Provided material ->
## START

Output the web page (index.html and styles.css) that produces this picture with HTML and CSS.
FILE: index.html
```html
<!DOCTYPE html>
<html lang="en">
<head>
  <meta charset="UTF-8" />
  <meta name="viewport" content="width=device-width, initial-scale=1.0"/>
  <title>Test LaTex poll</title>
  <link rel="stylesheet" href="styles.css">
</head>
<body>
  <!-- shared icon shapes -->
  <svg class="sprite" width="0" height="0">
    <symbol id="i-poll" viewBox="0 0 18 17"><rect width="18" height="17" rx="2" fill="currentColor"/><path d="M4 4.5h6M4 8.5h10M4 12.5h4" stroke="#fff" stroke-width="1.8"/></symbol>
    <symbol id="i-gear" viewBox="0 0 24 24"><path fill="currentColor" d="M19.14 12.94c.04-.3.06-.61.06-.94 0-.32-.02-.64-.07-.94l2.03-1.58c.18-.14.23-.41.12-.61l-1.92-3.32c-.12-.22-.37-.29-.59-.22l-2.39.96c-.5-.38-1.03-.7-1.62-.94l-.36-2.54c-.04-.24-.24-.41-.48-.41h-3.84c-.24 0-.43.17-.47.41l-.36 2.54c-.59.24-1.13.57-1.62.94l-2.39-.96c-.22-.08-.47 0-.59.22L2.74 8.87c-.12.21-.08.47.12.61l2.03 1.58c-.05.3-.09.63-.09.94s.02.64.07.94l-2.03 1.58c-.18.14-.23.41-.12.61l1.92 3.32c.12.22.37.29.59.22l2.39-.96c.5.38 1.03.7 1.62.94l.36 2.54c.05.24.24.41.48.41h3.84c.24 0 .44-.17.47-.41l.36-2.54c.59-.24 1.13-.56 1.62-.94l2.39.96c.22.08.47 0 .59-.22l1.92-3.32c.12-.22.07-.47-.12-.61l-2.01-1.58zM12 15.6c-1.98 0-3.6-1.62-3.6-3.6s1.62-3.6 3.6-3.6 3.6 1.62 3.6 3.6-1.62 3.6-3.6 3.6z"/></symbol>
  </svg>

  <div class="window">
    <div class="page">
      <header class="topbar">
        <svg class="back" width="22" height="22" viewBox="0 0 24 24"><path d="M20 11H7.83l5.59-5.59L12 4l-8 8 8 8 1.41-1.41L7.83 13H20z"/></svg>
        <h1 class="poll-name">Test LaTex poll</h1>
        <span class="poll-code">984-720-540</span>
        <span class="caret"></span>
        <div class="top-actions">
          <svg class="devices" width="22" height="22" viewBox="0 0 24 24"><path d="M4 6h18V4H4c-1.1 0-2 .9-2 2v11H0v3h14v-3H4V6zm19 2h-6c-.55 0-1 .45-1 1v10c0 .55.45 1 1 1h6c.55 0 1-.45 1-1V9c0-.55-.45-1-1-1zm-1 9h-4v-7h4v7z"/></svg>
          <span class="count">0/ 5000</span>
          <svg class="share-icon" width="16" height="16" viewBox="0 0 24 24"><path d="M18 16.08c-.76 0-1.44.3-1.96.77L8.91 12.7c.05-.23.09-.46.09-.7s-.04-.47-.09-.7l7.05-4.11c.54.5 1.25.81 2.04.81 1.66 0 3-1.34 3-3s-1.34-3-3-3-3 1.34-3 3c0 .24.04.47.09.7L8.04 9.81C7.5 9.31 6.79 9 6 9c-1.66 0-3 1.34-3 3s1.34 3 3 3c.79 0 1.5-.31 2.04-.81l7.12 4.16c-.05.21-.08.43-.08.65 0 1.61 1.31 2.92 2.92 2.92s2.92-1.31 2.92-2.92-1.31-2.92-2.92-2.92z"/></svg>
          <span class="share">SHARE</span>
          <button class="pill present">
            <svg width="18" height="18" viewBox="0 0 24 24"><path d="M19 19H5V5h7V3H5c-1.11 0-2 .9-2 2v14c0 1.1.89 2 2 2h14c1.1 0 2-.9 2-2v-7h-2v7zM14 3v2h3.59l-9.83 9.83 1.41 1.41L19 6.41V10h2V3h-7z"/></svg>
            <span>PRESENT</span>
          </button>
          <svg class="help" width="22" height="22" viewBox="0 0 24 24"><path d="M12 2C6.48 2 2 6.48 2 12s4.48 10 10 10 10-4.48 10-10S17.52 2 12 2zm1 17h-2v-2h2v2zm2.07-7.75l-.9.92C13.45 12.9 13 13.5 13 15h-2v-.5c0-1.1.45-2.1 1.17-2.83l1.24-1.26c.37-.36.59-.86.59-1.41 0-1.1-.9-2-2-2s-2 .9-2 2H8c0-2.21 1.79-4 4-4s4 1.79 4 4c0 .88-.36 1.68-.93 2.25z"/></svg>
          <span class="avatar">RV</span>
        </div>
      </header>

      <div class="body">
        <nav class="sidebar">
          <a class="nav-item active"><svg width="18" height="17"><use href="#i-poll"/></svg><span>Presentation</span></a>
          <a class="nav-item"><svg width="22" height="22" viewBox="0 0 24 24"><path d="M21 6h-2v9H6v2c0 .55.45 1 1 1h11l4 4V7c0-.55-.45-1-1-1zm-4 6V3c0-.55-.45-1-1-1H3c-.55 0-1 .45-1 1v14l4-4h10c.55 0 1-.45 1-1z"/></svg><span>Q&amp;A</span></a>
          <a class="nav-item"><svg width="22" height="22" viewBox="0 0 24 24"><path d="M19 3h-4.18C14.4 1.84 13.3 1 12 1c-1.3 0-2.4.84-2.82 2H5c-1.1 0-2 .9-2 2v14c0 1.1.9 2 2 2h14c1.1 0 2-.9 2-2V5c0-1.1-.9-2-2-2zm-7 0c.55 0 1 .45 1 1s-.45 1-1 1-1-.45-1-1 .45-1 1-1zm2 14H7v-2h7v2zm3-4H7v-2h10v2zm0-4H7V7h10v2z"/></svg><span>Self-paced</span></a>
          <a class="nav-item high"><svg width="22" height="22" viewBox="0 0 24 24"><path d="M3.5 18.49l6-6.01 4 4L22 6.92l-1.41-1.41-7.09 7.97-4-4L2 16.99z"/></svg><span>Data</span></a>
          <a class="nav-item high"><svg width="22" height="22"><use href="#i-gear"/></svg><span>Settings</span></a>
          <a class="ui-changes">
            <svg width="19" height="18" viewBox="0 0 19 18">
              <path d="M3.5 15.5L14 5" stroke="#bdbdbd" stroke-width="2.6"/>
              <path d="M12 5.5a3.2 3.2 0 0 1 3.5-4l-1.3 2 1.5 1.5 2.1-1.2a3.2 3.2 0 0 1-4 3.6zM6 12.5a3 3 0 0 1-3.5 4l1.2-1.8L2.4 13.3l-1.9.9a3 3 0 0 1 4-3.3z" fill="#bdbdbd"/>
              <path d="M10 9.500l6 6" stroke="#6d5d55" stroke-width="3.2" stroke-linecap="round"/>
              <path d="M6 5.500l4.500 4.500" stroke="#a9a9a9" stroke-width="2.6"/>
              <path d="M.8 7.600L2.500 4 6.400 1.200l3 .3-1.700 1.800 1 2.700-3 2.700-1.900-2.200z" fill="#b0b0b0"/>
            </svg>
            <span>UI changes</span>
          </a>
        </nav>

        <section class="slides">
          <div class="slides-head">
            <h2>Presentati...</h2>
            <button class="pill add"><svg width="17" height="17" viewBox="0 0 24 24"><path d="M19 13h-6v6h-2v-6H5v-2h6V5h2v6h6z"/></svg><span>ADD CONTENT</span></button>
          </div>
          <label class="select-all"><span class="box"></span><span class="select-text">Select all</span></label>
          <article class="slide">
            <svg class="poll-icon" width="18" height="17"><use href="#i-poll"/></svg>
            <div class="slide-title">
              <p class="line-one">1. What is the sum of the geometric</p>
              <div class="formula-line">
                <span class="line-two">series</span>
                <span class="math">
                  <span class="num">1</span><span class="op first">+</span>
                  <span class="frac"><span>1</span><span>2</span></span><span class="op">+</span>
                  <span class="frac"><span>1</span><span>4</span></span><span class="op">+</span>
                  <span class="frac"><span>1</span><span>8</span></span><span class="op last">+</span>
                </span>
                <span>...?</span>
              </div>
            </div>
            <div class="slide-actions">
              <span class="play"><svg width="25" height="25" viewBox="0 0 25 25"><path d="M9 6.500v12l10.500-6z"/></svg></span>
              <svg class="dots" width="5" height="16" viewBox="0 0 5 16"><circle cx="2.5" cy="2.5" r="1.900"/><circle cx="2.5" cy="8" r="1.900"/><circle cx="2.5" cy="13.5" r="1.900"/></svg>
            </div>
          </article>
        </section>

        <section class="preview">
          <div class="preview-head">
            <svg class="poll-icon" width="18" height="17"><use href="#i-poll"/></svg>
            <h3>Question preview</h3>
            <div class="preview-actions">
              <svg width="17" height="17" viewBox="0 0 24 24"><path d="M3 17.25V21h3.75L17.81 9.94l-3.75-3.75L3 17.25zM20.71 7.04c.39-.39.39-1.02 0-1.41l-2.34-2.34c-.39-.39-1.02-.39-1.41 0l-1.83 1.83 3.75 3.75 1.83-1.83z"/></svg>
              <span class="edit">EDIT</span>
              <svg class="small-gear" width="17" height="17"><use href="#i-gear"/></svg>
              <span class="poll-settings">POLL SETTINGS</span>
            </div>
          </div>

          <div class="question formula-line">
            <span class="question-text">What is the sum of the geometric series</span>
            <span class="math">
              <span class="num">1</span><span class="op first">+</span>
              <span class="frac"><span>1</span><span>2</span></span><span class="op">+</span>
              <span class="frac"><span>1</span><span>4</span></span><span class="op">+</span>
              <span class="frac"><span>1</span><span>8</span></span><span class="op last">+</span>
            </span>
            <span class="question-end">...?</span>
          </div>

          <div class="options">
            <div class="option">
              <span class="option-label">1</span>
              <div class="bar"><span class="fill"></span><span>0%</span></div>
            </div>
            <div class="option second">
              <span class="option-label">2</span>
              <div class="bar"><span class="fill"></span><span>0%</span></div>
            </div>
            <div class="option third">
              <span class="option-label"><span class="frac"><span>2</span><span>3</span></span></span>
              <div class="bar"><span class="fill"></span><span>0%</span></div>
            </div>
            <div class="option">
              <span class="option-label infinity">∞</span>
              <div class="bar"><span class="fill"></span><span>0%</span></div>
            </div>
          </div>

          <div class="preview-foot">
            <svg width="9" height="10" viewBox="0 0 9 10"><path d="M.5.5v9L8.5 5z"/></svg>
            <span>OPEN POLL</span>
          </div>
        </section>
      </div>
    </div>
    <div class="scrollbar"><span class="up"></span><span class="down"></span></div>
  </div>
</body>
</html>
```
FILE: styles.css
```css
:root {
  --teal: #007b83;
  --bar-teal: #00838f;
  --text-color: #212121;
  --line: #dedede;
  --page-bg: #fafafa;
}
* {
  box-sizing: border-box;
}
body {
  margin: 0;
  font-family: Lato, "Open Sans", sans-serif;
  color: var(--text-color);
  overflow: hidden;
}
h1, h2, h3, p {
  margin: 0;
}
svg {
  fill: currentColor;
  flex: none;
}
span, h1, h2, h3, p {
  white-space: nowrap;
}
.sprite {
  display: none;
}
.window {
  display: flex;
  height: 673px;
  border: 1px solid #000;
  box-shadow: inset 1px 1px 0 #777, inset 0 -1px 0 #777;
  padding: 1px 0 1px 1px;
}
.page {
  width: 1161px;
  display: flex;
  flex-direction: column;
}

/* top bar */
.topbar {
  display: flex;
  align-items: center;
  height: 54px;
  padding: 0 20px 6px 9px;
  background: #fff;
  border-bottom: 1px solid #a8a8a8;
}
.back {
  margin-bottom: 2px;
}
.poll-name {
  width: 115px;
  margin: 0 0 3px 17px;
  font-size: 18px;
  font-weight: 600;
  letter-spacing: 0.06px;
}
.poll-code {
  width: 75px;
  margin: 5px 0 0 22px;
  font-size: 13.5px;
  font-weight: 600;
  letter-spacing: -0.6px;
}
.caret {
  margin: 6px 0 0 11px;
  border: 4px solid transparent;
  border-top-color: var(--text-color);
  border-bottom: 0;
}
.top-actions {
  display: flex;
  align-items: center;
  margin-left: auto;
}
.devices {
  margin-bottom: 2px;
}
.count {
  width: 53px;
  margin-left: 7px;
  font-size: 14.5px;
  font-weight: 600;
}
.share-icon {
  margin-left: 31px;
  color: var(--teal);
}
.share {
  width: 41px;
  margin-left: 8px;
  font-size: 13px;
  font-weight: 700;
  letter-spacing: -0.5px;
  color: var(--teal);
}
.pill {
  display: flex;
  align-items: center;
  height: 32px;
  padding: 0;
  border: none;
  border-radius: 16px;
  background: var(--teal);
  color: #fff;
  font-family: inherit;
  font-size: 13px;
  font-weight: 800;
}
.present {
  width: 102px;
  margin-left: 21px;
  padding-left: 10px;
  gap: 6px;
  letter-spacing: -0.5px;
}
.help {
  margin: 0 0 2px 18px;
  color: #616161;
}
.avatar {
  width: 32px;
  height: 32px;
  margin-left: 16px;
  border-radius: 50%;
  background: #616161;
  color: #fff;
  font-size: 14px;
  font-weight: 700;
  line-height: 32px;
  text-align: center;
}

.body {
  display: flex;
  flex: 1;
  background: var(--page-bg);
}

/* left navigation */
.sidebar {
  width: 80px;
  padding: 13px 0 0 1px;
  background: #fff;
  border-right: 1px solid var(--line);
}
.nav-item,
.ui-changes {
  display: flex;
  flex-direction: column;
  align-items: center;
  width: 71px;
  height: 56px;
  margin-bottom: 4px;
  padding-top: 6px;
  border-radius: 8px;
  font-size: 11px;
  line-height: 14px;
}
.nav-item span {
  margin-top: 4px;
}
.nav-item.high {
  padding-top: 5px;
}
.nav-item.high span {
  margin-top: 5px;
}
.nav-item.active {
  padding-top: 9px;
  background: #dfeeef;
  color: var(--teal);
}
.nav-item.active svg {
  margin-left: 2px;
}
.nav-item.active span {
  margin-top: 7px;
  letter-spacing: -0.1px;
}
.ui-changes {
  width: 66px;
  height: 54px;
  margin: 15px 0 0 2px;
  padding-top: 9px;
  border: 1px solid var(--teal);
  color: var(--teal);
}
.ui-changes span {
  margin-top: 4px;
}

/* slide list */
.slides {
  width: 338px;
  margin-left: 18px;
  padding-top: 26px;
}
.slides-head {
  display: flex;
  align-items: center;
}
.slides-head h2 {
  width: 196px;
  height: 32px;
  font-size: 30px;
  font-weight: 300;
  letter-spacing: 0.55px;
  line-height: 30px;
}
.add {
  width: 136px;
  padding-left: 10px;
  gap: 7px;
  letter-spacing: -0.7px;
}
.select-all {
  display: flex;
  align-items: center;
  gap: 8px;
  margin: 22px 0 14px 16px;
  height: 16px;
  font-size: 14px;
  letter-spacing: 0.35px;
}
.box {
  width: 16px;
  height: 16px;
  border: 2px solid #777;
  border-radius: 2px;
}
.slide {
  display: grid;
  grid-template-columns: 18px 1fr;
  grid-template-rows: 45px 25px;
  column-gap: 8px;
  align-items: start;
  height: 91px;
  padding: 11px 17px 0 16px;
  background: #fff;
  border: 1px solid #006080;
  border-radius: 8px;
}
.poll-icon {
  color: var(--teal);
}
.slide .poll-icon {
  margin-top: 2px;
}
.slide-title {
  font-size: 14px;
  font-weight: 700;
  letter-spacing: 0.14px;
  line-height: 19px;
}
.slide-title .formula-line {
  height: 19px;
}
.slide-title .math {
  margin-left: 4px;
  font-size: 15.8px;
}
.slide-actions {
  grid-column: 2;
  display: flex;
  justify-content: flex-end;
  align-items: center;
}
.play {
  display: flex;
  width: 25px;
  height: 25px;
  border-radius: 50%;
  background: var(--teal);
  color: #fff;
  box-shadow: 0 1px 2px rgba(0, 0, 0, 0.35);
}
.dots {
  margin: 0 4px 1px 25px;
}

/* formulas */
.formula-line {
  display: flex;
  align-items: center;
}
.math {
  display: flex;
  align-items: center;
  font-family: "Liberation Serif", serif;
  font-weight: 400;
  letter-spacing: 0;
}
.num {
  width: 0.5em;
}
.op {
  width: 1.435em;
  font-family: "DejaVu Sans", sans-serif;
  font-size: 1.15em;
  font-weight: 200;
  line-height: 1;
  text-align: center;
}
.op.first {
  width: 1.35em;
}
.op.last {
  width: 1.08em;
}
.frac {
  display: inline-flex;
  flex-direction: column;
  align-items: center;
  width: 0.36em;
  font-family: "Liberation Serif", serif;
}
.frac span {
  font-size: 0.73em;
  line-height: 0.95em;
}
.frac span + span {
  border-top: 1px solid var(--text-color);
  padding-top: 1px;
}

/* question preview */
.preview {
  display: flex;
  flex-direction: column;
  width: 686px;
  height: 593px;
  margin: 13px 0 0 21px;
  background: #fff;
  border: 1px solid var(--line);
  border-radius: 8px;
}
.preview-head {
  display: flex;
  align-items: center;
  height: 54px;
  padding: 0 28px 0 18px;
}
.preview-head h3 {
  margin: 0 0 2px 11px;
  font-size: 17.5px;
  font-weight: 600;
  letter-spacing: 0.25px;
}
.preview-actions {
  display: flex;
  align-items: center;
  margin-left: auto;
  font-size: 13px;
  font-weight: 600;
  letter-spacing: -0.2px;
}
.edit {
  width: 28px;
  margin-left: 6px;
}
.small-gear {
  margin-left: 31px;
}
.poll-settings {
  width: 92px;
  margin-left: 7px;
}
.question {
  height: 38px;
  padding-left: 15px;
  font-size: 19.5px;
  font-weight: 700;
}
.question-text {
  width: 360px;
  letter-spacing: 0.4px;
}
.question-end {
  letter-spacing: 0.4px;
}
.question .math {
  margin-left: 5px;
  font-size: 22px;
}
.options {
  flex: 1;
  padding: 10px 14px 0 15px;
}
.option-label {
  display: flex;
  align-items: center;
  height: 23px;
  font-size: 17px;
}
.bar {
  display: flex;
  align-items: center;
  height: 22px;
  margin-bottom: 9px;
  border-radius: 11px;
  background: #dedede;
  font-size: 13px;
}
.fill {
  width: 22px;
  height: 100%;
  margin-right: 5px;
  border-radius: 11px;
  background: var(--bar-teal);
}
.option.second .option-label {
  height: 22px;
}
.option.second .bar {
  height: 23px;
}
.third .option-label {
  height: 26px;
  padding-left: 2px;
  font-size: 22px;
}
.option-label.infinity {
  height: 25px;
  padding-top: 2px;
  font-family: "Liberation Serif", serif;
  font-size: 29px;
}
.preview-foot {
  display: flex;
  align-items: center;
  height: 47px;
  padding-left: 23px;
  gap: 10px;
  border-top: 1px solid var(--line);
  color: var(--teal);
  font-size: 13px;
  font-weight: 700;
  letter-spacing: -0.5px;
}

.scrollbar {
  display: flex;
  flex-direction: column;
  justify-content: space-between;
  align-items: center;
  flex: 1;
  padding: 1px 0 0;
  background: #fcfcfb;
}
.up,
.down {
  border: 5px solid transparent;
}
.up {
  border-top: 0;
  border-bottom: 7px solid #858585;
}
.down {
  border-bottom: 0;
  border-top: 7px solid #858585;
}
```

## END

Description of the task ->
Check every line for "styles" and show the ones that have it.

Solution to this task ->
Output the web page (index.html and styles.css) that produces this picture with HTML and CSS.
  <link rel="stylesheet" href="styles.css">
FILE: styles.css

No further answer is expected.